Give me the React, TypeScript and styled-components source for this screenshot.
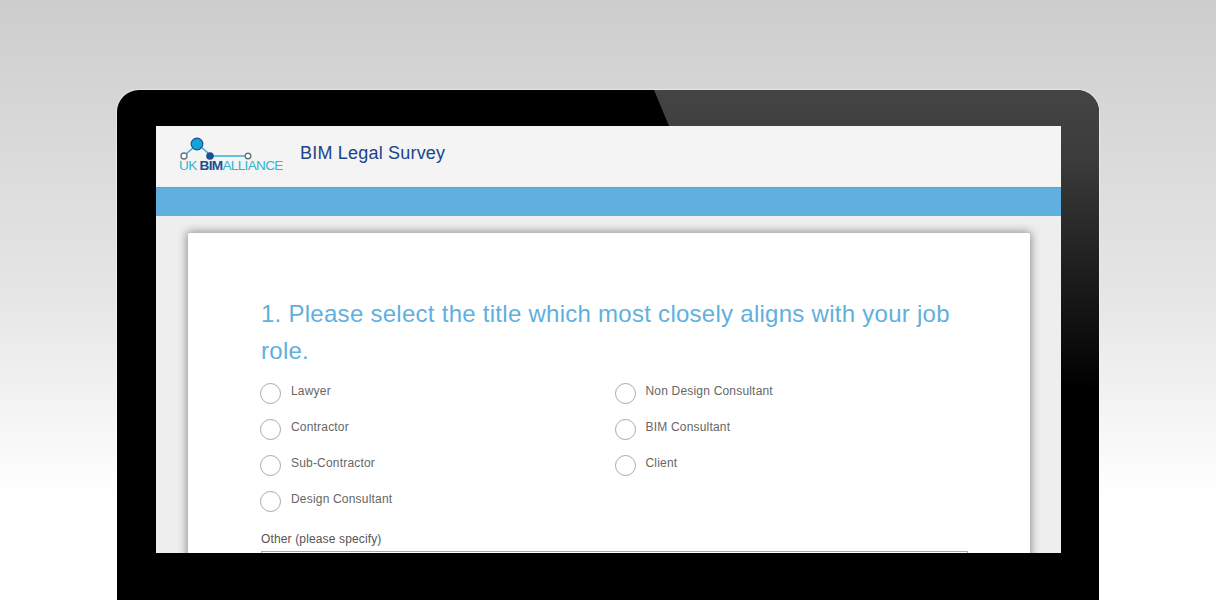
import React from "react";
import styled, { createGlobalStyle } from "styled-components";

const Global = createGlobalStyle`
  html, body { margin: 0; padding: 0; height: 600px; overflow: hidden; }
  body { font-family: "Liberation Sans", Arial, sans-serif; }
`;

const Page = styled.div`
  height: 600px;
  overflow: hidden;
  padding: 90px 117px 0;
  box-sizing: border-box;
  background: linear-gradient(180deg, #cdcdcd 0%, #dadada 25%, #e6e6e6 50%, #ffffff 83%, #ffffff 100%);
`;

const Frame = styled.div`
  position: relative;
  width: 982px;
  height: 600px;
  box-sizing: border-box;
  padding: 36px 38px 0 39px;
  border-radius: 22px 22px 0 0;
  background: #000;
  box-shadow: 0 0 0 1px rgba(255, 255, 255, 0.4);
  overflow: hidden;
`;

const Glare = styled.div`
  position: absolute;
  top: 0;
  right: 0;
  width: 445px;
  height: 300px;
  background: linear-gradient(180deg, #444444 0%, #3c3c3c 22%, #222222 55%, #000000 100%);
  clip-path: polygon(0 0, 100% 0, 100% 100%, 90px 216px, 15px 36px);
`;

const Screen = styled.div`
  position: relative;
  height: 427px;
  overflow: hidden;
  background: #ececec;
  display: flex;
  flex-direction: column;
`;

const Header = styled.header`
  height: 61px;
  flex: none;
  box-sizing: border-box;
  background: #f4f4f4;
  display: flex;
  align-items: flex-start;
  padding: 0 0 0 23px;
  gap: 16px;
`;

const Logo = styled.div`
  position: relative;
  width: 105px;
  height: 48px;
  margin-top: 9px;
  flex: none;
`;

const LogoMark = styled.svg`
  display: block;
  width: 105px;
  height: 30px;
`;

const LogoText = styled.div`
  position: absolute;
  left: 0;
  top: 23px;
  font-size: 13.6px;
  line-height: 16px;
  letter-spacing: -0.68px;
  white-space: nowrap;
  color: #32b4d2;
`;

const LogoBold = styled.b`
  color: #1d4f8f;
  margin: 0 0 0 3px;
  font-weight: 700;
`;

const Title = styled.h1`
  margin: 16px 0 0;
  font-size: 18px;
  line-height: 22px;
  font-weight: 400;
  letter-spacing: 0.2px;
  color: #1c4489;
`;

const Bar = styled.div`
  height: 29px;
  flex: none;
  box-sizing: border-box;
  border-top: 1px solid #5da3cc;
  background: #5fb0de;
`;

const Main = styled.main`
  flex: 1;
  padding: 17px 31px 0 32px;
  background: #eeeeee;
`;

const Card = styled.section`
  background: #fff;
  height: 500px;
  box-sizing: border-box;
  padding: 62px 62px 0 73px;
  border-radius: 2px;
  box-shadow: 0 0 10px 1px rgba(0, 0, 0, 0.42);
`;

const Question = styled.h2`
  margin: 0 0 14px;
  font-size: 24px;
  line-height: 37px;
  font-weight: 400;
  letter-spacing: 0.27px;
  color: #5fb0de;
`;

const Options = styled.div`
  display: grid;
  grid-template-columns: 354.5px 1fr;
  grid-template-rows: repeat(4, 36px);
  grid-auto-flow: column;
  margin-left: -0.75px;
`;

const Option = styled.label`
  display: flex;
  align-items: flex-start;
  gap: 9.75px;
  font-size: 12px;
  line-height: 16px;
  letter-spacing: 0.19px;
  color: #666;
`;

const Radio = styled.span`
  width: 21px;
  height: 21px;
  flex: none;
  box-sizing: border-box;
  border: 1px solid #a8a8a8;
  border-radius: 50%;
  background: #fff;
`;

const OtherLabel = styled.div`
  margin-top: 4px;
  font-size: 12px;
  line-height: 16px;
  letter-spacing: 0.14px;
  color: #555;
`;

const OtherInput = styled.div`
  margin-top: 4px;
  width: 707px;
  height: 30px;
  box-sizing: border-box;
  border: 1px solid #a8a8a8;
`;

const left = ["Lawyer", "Contractor", "Sub-Contractor", "Design Consultant"];
const right = ["Non Design Consultant", "BIM Consultant", "Client"];

export default function App() {
  return (
    <>
      <Global />
      <Page>
        <Frame>
          <Glare />
          <Screen>
            <Header>
              <Logo>
                <LogoMark viewBox="0 0 105 30" aria-hidden="true">
                  <g fill="none" strokeWidth="1.4">
                    <path d="M7 19 L15 12" stroke="#32a9cf" />
                    <path d="M22 12 L29 18" stroke="#32a9cf" />
                    <path d="M34 21 H66" stroke="#32b4d2" />
                    <circle cx="5" cy="21" r="3" stroke="#6a7480" fill="#fff" />
                    <circle cx="69" cy="21" r="2.8" stroke="#6a7480" fill="#fff" />
                  </g>
                  <circle cx="18" cy="9" r="5.8" fill="#10a5d6" stroke="#1d4f8f" strokeWidth="1.2" />
                  <circle cx="31" cy="21" r="3.8" fill="#1d4f8f" />
                </LogoMark>
                <LogoText>UK<LogoBold>BIM</LogoBold>ALLIANCE</LogoText>
              </Logo>
              <Title>BIM Legal Survey</Title>
            </Header>
            <Bar />
            <Main>
              <Card>
                <Question>1. Please select the title which most closely aligns with your job role.</Question>
                <Options>
                  {left.map((t) => (
                    <Option key={t}><Radio />{t}</Option>
                  ))}
                  {right.map((t) => (
                    <Option key={t}><Radio />{t}</Option>
                  ))}
                </Options>
                <OtherLabel>Other (please specify)</OtherLabel>
                <OtherInput />
              </Card>
            </Main>
          </Screen>
        </Frame>
      </Page>
    </>
  );
}
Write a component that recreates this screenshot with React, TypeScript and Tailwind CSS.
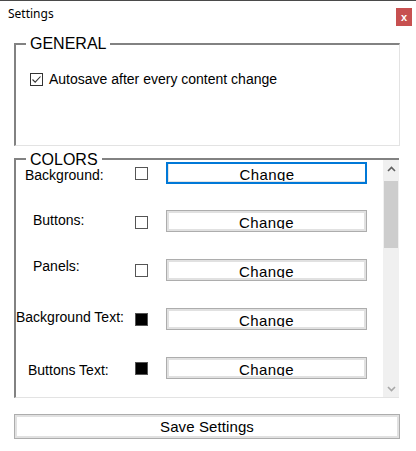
import React from "react";

type Row = {
  label: string;
  dark: boolean;
  focused?: boolean;
  h: string;
  labelPos: string;
  boxTop: string;
};

const rows: Row[] = [
  { label: "Background:", dark: false, focused: true, h: "h-[48px]", labelPos: "pl-[9px] mt-[5px]", boxTop: "mt-[5px]" },
  { label: "Buttons:", dark: false, h: "h-[49px]", labelPos: "pl-[17px] mt-[2px]", boxTop: "mt-[6px]" },
  { label: "Panels:", dark: false, h: "h-[49px]", labelPos: "pl-[17px] -mt-[1px]", boxTop: "mt-[5px]" },
  { label: "Background Text:", dark: true, h: "h-[49px]", labelPos: "pl-0 mt-[1px]", boxTop: "mt-[5px]" },
  { label: "Buttons Text:", dark: true, h: "h-[49px]", labelPos: "pl-[12px] mt-[5px]", boxTop: "mt-[5px]" },
];

function ChangeButton({ focused }: { focused?: boolean }) {
  if (focused) {
    return (
      <div className="w-[201px] h-[22px] border-2 border-[#0078d7] bg-white">
        <div className="h-full border-l border-b border-[#e3e3e3] overflow-hidden text-center">
          <span className="block pt-[3px] text-[15px] leading-[16px] tracking-[0.4px] text-black">Change</span>
        </div>
      </div>
    );
  }
  return (
    <div className="w-[201px] h-[22px] border border-[#adadad] bg-white">
      <div className="h-full border-2 border-[#e1e1e1] overflow-hidden text-center">
        <span className="block pt-[2px] text-[15px] leading-[16px] tracking-[0.4px] text-black">Change</span>
      </div>
    </div>
  );
}

function Chevron({ up, color }: { up?: boolean; color: string }) {
  return (
    <svg width="9" height="6" viewBox="0 0 9 6">
      <polyline
        points={up ? "1,5 4.5,1.5 8,5" : "1,1 4.5,4.5 8,1"}
        fill="none"
        stroke={color}
        strokeWidth="1.6"
      />
    </svg>
  );
}

export default function App() {
  return (
    <div
      className="w-[416px] h-[451px] bg-white overflow-hidden text-black"
      style={{ fontFamily: '"Liberation Sans", Arial, sans-serif' }}
    >
      {/* TITLE BAR */}
      <div className="h-[34px] flex justify-between items-start border-t border-[#4a4a4a]">
        <span
          className="ml-[8px] mt-[5px] text-[12px] leading-[16px]"
          style={{ fontFamily: '"Noto Sans", sans-serif' }}
        >
          Settings
        </span>
        <div className="mt-[7px] mr-[4px] w-[16px] h-[18px] bg-[#c75050] flex items-center justify-center text-white text-[11px] font-bold leading-none">
          x
        </div>
      </div>

      {/* GENERAL */}
      <div className="relative mt-[9px] ml-[14px] w-[386px] h-[103px] border-t-2 border-l-2 border-r border-b border-t-[#828282] border-l-[#828282] border-r-[#e3e3e3] border-b-[#e3e3e3]">
        <span className="absolute left-[10px] -top-[10px] px-[4px] bg-white text-[16px] leading-[18px]">GENERAL</span>
        <div className="flex items-center pl-[14px] pt-[26px]">
          <svg width="13" height="13" viewBox="0 0 13 13">
            <rect x="0.5" y="0.5" width="12" height="12" fill="white" stroke="#333" />
            <polyline points="2.5,6.5 5.2,9.2 10.5,3.5" fill="none" stroke="#333" strokeWidth="1.1" />
          </svg>
          <span className="ml-[6px] text-[14px] leading-[16px]">Autosave after every content change</span>
        </div>
      </div>

      {/* COLORS */}
      <div className="relative mt-[12px] ml-[14px] w-[385px] h-[240px] border-t-2 border-l-2 border-b border-t-[#828282] border-l-[#828282] border-b-[#e3e3e3] flex">
        <span className="absolute left-[10px] -top-[9px] px-[4px] bg-white text-[16px] leading-[18px] z-10">COLORS</span>
        <div className="flex-1 overflow-hidden pt-[2px]">
          {rows.map((r) => (
            <div key={r.label} className={`flex items-start ${r.h}`}>
              <div className="w-[119px] shrink-0">
                <div className={`text-[14px] leading-[16px] whitespace-nowrap ${r.labelPos}`}>{r.label}</div>
              </div>
              <div
                className={`${r.boxTop} w-[13px] h-[13px] shrink-0 border border-[#555] ${
                  r.dark ? "bg-black" : "bg-white"
                }`}
              />
              <div className="ml-[18px]">
                <ChangeButton focused={r.focused} />
              </div>
            </div>
          ))}
        </div>
        {/* scrollbar */}
        <div className="w-[16px] h-full bg-[#f0f0f0] flex flex-col">
          <div className="h-[17px] flex items-center justify-center">
            <Chevron up color="#606060" />
          </div>
          <div className="mt-[4px] mx-[1px] h-[67px] bg-[#cdcdcd]" />
          <div className="flex-1" />
          <div className="h-[17px] flex items-center justify-center">
            <Chevron color="#a8a8a8" />
          </div>
        </div>
      </div>

      {/* SAVE */}
      <div className="mt-[16px] ml-[14px] w-[386px] h-[25px] border border-[#adadad] bg-white">
        <div className="h-full border-2 border-[#e1e1e1] flex items-center justify-center">
          <span className="text-[15px] leading-[16px] tracking-[0.1px]">Save Settings</span>
        </div>
      </div>
    </div>
  );
}
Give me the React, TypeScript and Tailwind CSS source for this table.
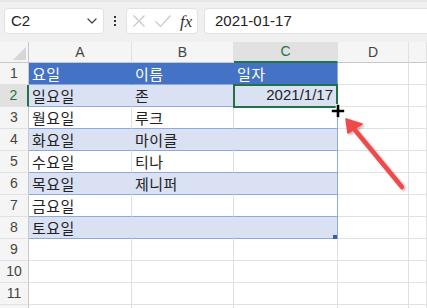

> **What is asked**
Gather all the lines that include the word "screenshot" and copy them out.

> **Written response**
Give me the React, TypeScript and styled-components source for this screenshot.
Write a component that recreates this screenshot with React, TypeScript and Tailwind CSS.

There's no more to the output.